▶ Goal of the exercise
Copy out all of the data below with no alterations.

▶ Data segment
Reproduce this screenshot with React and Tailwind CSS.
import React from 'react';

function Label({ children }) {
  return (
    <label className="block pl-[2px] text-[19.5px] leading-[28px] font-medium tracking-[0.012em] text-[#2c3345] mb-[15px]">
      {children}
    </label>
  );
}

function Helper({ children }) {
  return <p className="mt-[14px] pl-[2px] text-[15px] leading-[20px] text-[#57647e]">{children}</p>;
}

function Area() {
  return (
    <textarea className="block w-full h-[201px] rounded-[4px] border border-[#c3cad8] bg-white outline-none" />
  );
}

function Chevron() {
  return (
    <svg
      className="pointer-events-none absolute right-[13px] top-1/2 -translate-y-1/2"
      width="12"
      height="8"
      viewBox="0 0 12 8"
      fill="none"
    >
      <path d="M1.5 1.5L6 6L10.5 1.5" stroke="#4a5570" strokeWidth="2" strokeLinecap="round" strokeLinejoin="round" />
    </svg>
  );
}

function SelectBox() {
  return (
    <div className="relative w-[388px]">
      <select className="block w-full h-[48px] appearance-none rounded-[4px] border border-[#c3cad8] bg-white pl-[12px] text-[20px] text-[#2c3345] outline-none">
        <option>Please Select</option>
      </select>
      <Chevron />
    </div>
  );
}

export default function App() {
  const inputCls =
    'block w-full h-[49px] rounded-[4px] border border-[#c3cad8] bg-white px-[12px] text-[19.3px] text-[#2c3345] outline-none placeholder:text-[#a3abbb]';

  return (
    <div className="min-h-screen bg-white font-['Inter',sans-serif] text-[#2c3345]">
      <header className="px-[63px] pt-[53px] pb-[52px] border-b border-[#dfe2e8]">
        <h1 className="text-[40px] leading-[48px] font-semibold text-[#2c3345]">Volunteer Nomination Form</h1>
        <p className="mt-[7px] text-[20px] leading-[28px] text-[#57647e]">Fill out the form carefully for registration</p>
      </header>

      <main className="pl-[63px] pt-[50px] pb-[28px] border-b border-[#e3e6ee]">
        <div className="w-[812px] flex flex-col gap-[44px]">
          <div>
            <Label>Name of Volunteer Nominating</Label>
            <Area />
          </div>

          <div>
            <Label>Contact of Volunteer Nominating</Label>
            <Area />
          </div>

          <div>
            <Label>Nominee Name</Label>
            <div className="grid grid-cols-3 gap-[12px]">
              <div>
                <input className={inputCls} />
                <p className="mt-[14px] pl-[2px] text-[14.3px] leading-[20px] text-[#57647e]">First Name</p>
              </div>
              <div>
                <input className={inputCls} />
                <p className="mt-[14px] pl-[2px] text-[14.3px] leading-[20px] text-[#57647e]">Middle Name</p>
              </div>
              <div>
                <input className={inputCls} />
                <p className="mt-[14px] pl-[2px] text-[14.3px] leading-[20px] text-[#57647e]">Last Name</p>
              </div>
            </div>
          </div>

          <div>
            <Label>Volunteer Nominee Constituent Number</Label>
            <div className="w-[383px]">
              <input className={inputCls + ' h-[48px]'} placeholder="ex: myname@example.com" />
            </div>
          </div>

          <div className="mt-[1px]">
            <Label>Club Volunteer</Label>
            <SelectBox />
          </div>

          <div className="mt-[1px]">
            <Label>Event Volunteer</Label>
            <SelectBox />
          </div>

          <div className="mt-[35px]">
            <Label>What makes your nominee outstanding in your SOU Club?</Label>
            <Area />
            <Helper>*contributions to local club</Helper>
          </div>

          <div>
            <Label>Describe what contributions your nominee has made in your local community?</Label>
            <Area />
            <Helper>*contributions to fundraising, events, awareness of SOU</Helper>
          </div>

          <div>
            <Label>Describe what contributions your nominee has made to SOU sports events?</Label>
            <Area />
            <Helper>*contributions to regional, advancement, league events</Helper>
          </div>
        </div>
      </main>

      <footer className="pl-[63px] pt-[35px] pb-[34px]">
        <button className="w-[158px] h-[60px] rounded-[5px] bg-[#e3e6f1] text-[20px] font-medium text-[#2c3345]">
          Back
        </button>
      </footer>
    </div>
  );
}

▶ Result
Reproduce this screenshot with React and Tailwind CSS.
import React from 'react';

function Label({ children }) {
  return (
    <label className="block pl-[2px] text-[19.5px] leading-[28px] font-medium tracking-[0.012em] text-[#2c3345] mb-[15px]">
      {children}
    </label>
  );
}

function Helper({ children }) {
  return <p className="mt-[14px] pl-[2px] text-[15px] leading-[20px] text-[#57647e]">{children}</p>;
}

function Area() {
  return (
    <textarea className="block w-full h-[201px] rounded-[4px] border border-[#c3cad8] bg-white outline-none" />
  );
}

function Chevron() {
  return (
    <svg
      className="pointer-events-none absolute right-[13px] top-1/2 -translate-y-1/2"
      width="12"
      height="8"
      viewBox="0 0 12 8"
      fill="none"
    >
      <path d="M1.5 1.5L6 6L10.5 1.5" stroke="#4a5570" strokeWidth="2" strokeLinecap="round" strokeLinejoin="round" />
    </svg>
  );
}

function SelectBox() {
  return (
    <div className="relative w-[388px]">
      <select className="block w-full h-[48px] appearance-none rounded-[4px] border border-[#c3cad8] bg-white pl-[12px] text-[20px] text-[#2c3345] outline-none">
        <option>Please Select</option>
      </select>
      <Chevron />
    </div>
  );
}

export default function App() {
  const inputCls =
    'block w-full h-[49px] rounded-[4px] border border-[#c3cad8] bg-white px-[12px] text-[19.3px] text-[#2c3345] outline-none placeholder:text-[#a3abbb]';

  return (
    <div className="min-h-screen bg-white font-['Inter',sans-serif] text-[#2c3345]">
      <header className="px-[63px] pt-[53px] pb-[52px] border-b border-[#dfe2e8]">
        <h1 className="text-[40px] leading-[48px] font-semibold text-[#2c3345]">Volunteer Nomination Form</h1>
        <p className="mt-[7px] text-[20px] leading-[28px] text-[#57647e]">Fill out the form carefully for registration</p>
      </header>

      <main className="pl-[63px] pt-[50px] pb-[28px] border-b border-[#e3e6ee]">
        <div className="w-[812px] flex flex-col gap-[44px]">
          <div>
            <Label>Name of Volunteer Nominating</Label>
            <Area />
          </div>

          <div>
            <Label>Contact of Volunteer Nominating</Label>
            <Area />
          </div>

          <div>
            <Label>Nominee Name</Label>
            <div className="grid grid-cols-3 gap-[12px]">
              <div>
                <input className={inputCls} />
                <p className="mt-[14px] pl-[2px] text-[14.3px] leading-[20px] text-[#57647e]">First Name</p>
              </div>
              <div>
                <input className={inputCls} />
                <p className="mt-[14px] pl-[2px] text-[14.3px] leading-[20px] text-[#57647e]">Middle Name</p>
              </div>
              <div>
                <input className={inputCls} />
                <p className="mt-[14px] pl-[2px] text-[14.3px] leading-[20px] text-[#57647e]">Last Name</p>
              </div>
            </div>
          </div>

          <div>
            <Label>Volunteer Nominee Constituent Number</Label>
            <div className="w-[383px]">
              <input className={inputCls + ' h-[48px]'} placeholder="ex: myname@example.com" />
            </div>
          </div>

          <div className="mt-[1px]">
            <Label>Club Volunteer</Label>
            <SelectBox />
          </div>

          <div className="mt-[1px]">
            <Label>Event Volunteer</Label>
            <SelectBox />
          </div>

          <div className="mt-[35px]">
            <Label>What makes your nominee outstanding in your SOU Club?</Label>
            <Area />
            <Helper>*contributions to local club</Helper>
          </div>

          <div>
            <Label>Describe what contributions your nominee has made in your local community?</Label>
            <Area />
            <Helper>*contributions to fundraising, events, awareness of SOU</Helper>
          </div>

          <div>
            <Label>Describe what contributions your nominee has made to SOU sports events?</Label>
            <Area />
            <Helper>*contributions to regional, advancement, league events</Helper>
          </div>
        </div>
      </main>

      <footer className="pl-[63px] pt-[35px] pb-[34px]">
        <button className="w-[158px] h-[60px] rounded-[5px] bg-[#e3e6f1] text-[20px] font-medium text-[#2c3345]">
          Back
        </button>
      </footer>
    </div>
  );
}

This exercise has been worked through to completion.